Starturtle writes "Bill Gates and Steve Ballmer have shown a small snippet of the upcoming Windows 7 at Walt Mossberg's D: All Things Digital conference. It seems like the Windows team have switched their focus for inspiration from Mac OS X to the iPhone OS. Multitouch is the biggest addition, and will appear system-wide, usable anywhere. The most interesting part of the touch UI is not the eye candy, it's the Task Bar, which seems to have morphed into a pie menu."

2 of 329 comments (clear)

  1. Re:Alias/Wavefront the patent holder? by jcr · · Score: 4, Informative

    A/W may have gotten a patent on a particular form of pie menu, but Don Hopkins invented it.

    -jcr

    --
    The only title of honor that a tyrant can grant is "Enemy of the State."
  2. Re:Drivers by dgatwood · · Score: 4, Informative

    I'm losing my chance to moderate so I can reply to this. Yes, it is an OS feature. Simple gesture support for devices is easy to do in a driver, but is nowhere near what you really want out of multitouch. An ideal implementation should allow applications to deal with multiple simultaneous touches, drag events, etc. simultaneously. For example, an audio editor application should allow me to use three fingers to push three sliders simultaneously up and ride them while a finger on my other hand touches a mute button on channel 3 to pull it out of the mix because I'm planning to cut that 30 seconds out but haven't had a chance to do it yet.

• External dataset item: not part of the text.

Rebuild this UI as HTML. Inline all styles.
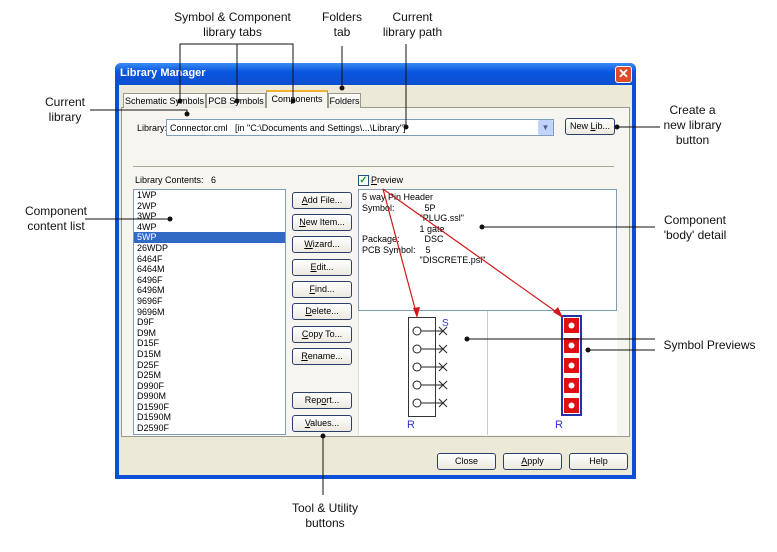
<!DOCTYPE html>
<html><head><style>
*{box-sizing:border-box;margin:0;padding:0}
body{width:777px;height:552px;background:#fff;font-family:"Liberation Sans",sans-serif;position:relative;overflow:hidden;font-size:9px;color:#000}
.a{position:absolute}
.ann{position:absolute;font-size:12px;text-align:center;line-height:15px;color:#111}
.btn{position:absolute;border:1px solid #2a3f6a;border-radius:3px;background:linear-gradient(#fff,#ece9df);font-size:9px;text-align:center;line-height:15px;height:17px}
.tab{position:absolute;border:1px solid #9a9a8c;border-bottom:none;background:linear-gradient(#fff,#ecebe4);font-size:9px;line-height:14px;text-align:center;height:15px}
.list div{height:10.6px;line-height:10.6px;padding-left:3px}
</style></head><body>
<div class="a" style="left:115px;top:63px;width:521px;height:416px;background:#0a4fd6;border-radius:6px 6px 0 0"></div>
<div class="a" style="left:115px;top:63px;width:521px;height:22px;background:linear-gradient(#3a8cf4,#0a56e0 40%,#0a4fd0);border-radius:6px 6px 0 0"></div>
<div class="a" style="left:120px;top:67px;color:#fff;font-weight:bold;font-size:11px">Library Manager</div>
<div class="a" style="left:615px;top:66px;width:17px;height:17px;background:#e04a2a;border:1px solid #fff;border-radius:3px;color:#fff;font-size:13px;line-height:14px;text-align:center;font-weight:bold">✕</div>
<div class="a" style="left:119px;top:85px;width:513px;height:390px;background:#ece9d8"></div>
<div class="a" style="left:121px;top:107px;width:509px;height:330px;border:1px solid #9a9a8c;background:#f6f5f0"></div>
<div class="tab" style="left:123px;top:93px;width:83px">Schematic Symbols</div>
<div class="tab" style="left:206px;top:93px;width:60px">PCB Symbols</div>
<div class="tab" style="left:266px;top:90px;width:62px;height:18px;background:#f6f5f0;border-top:2px solid #f0b030">Components</div>
<div class="tab" style="left:328px;top:93px;width:33px">Folders</div>
<div class="a" style="left:137px;top:123px">Library:</div>
<div class="a" style="left:166px;top:119px;width:388px;height:17px;border:1px solid #7f9db9;background:#fff;padding:3px 3px;white-space:pre">Connector.cml   [in "C:\Documents and Settings\...\Library"]</div>
<div class="a" style="left:538px;top:120px;width:15px;height:15px;background:#c1d3fb;color:#4d6185;font-size:8px;text-align:center;line-height:15px;border-radius:2px">▼</div>
<div class="btn" style="left:565px;top:118px;width:50px">New <u>L</u>ib...</div>
<div class="a" style="left:133px;top:166px;width:481px;height:1px;background:#aca899"></div>
<div class="a" style="left:135px;top:175px">Library Contents:&nbsp;&nbsp; 6</div>
<div class="a list" style="left:133px;top:189px;width:153px;height:246px;border:1px solid #7f9db9;background:#fff;padding-top:0">
<div>1WP</div><div>2WP</div><div>3WP</div><div>4WP</div><div style="background:#316ac5;color:#fff">5WP</div><div>26WDP</div><div>6464F</div><div>6464M</div><div>6496F</div><div>6496M</div><div>9696F</div><div>9696M</div><div>D9F</div><div>D9M</div><div>D15F</div><div>D15M</div><div>D25F</div><div>D25M</div><div>D990F</div><div>D990M</div><div>D1590F</div><div>D1590M</div><div>D2590F</div></div>
<div class="btn" style="left:292px;top:192px;width:60px"><u>A</u>dd File...</div>
<div class="btn" style="left:292px;top:214px;width:60px"><u>N</u>ew Item...</div>
<div class="btn" style="left:292px;top:236px;width:60px"><u>W</u>izard...</div>
<div class="btn" style="left:292px;top:259px;width:60px"><u>E</u>dit...</div>
<div class="btn" style="left:292px;top:281px;width:60px"><u>F</u>ind...</div>
<div class="btn" style="left:292px;top:303px;width:60px"><u>D</u>elete...</div>
<div class="btn" style="left:292px;top:326px;width:60px"><u>C</u>opy To...</div>
<div class="btn" style="left:292px;top:348px;width:60px"><u>R</u>ename...</div>
<div class="btn" style="left:292px;top:392px;width:60px">Rep<u>o</u>rt...</div>
<div class="btn" style="left:292px;top:415px;width:60px"><u>V</u>alues...</div>
<div class="a" style="left:358px;top:175px;width:11px;height:11px;border:1px solid #1c5180;background:#fff;color:#21a121;font-size:10px;line-height:9px;text-align:center;font-weight:bold">✓</div>
<div class="a" style="left:371px;top:175px"><u>P</u>review</div>
<div class="a" style="left:358px;top:189px;width:259px;height:122px;border:1px solid #7f9db9;background:#fff;padding:2px 3px;line-height:10.5px;white-space:pre">5 way Pin Header
Symbol:            5P
                       "PLUG.ssl"
                       1 gate
Package:          DSC
PCB Symbol:    5
                       "DISCRETE.psl"</div>
<div class="a" style="left:358px;top:311px;width:259px;height:124px;background:#fff;border-left:1px solid #ddd"></div>
<div class="a" style="left:487px;top:311px;width:1px;height:124px;background:#ccc"></div>
<div class="a" style="left:408px;top:317px;width:28px;height:100px;border:1px solid #333"></div>
<div class="a" style="left:407px;top:419px;color:#33c;font-size:11px">R</div>
<div class="a" style="left:442px;top:318px;color:#33c;font-size:10px">S</div>
<div class="a" style="left:561px;top:315px;width:21px;height:101px;border:2px solid #2233aa"></div>
<div class="a" style="left:555px;top:419px;color:#33c;font-size:11px">R</div>
<div class="btn" style="left:437px;top:453px;width:59px">Close</div>
<div class="btn" style="left:503px;top:453px;width:59px"><u>A</u>pply</div>
<div class="btn" style="left:569px;top:453px;width:59px">Help</div>
<svg class="a" style="left:0;top:0" width="777" height="552">
<g stroke="#222" fill="none" stroke-width="1">
<g id="p"><circle cx="417" cy="331" r="4"/><line x1="421" y1="331" x2="443" y2="331"/><line x1="439" y1="327" x2="447" y2="335"/><line x1="447" y1="327" x2="439" y2="335"/></g>
<use href="#p" y="18"/><use href="#p" y="36"/><use href="#p" y="54"/><use href="#p" y="72"/>
</g>
<g fill="#e01010"><rect x="564" y="318" width="15" height="15"/><rect x="564" y="338" width="15" height="15"/><rect x="564" y="358" width="15" height="15"/><rect x="564" y="378" width="15" height="15"/><rect x="564" y="398" width="15" height="15"/></g>
<g fill="#fff"><circle cx="571.5" cy="325.5" r="3"/><circle cx="571.5" cy="345.5" r="3"/><circle cx="571.5" cy="365.5" r="3"/><circle cx="571.5" cy="385.5" r="3"/><circle cx="571.5" cy="405.5" r="3"/></g>
<g stroke="#d01818" stroke-width="1.2"><line x1="383" y1="189" x2="417" y2="316"/><line x1="383" y1="189" x2="562" y2="316"/></g>
<g fill="#d01818"><polygon points="417,318 413,308 420,307"/><polygon points="563,318 553,312 558,307"/></g>
<g stroke="#111" stroke-width="1" fill="none">
<path d="M180 100V44H293V100M237 44V100"/><path d="M342 46V87"/><path d="M406 44V127"/>
<path d="M90 110H187V114"/><path d="M617 127H660"/><path d="M85 219H170"/><path d="M482 227H655"/>
<path d="M467 339H655"/><path d="M588 350H655"/><path d="M323 436V495"/>
</g>
<g fill="#111"><circle cx="180" cy="101" r="2.5"/><circle cx="237" cy="101" r="2.5"/><circle cx="293" cy="101" r="2.5"/><circle cx="342" cy="88" r="2.5"/><circle cx="406" cy="127" r="2.5"/><circle cx="187" cy="114" r="2.5"/><circle cx="617" cy="127" r="2.5"/><circle cx="170" cy="219" r="2.5"/><circle cx="482" cy="227" r="2.5"/><circle cx="467" cy="339" r="2.5"/><circle cx="588" cy="350" r="2.5"/><circle cx="323" cy="436" r="2.5"/></g>
</svg>
<div class="ann" style="left:150px;top:10px;width:165px">Symbol &amp; Component<br>library tabs</div>
<div class="ann" style="left:312px;top:10px;width:60px">Folders<br>tab</div>
<div class="ann" style="left:370px;top:10px;width:85px">Current<br>library path</div>
<div class="ann" style="left:25px;top:95px;width:80px">Current<br>library</div>
<div class="ann" style="left:650px;top:103px;width:85px">Create a<br>new library<br>button</div>
<div class="ann" style="left:10px;top:204px;width:92px">Component<br>content list</div>
<div class="ann" style="left:650px;top:213px;width:90px">Component<br>'body' detail</div>
<div class="ann" style="left:657px;top:338px;width:105px">Symbol Previews</div>
<div class="ann" style="left:280px;top:501px;width:90px">Tool &amp; Utility<br>buttons</div>
</body></html>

    To handle such things, the application must be able to simultaneously get multiple touch events at different locations that indicate that a finger has gone down at a particular spot and now is moving in a particular manner. These finger events must then remain individually trackable. To handle this correctly requires significant extensions to the event system of the host OS, probably on an opt-in basis to avoid confusing applications that only support simple events like click/drag or lightweight touch events like zoom in/zoom out. Therefore, it pretty much has to be an OS feature.

    The only way I can think of to do this without OS changes would be to allow an application to capture the device and take exclusive control and communicate with it directly outside of normal OS channels (e.g. a user client). Those sorts of designs are okay for specialized devices like tablets that only one or two apps will ever care about, but they are hardly ideal for input devices that are intended to be general purpose.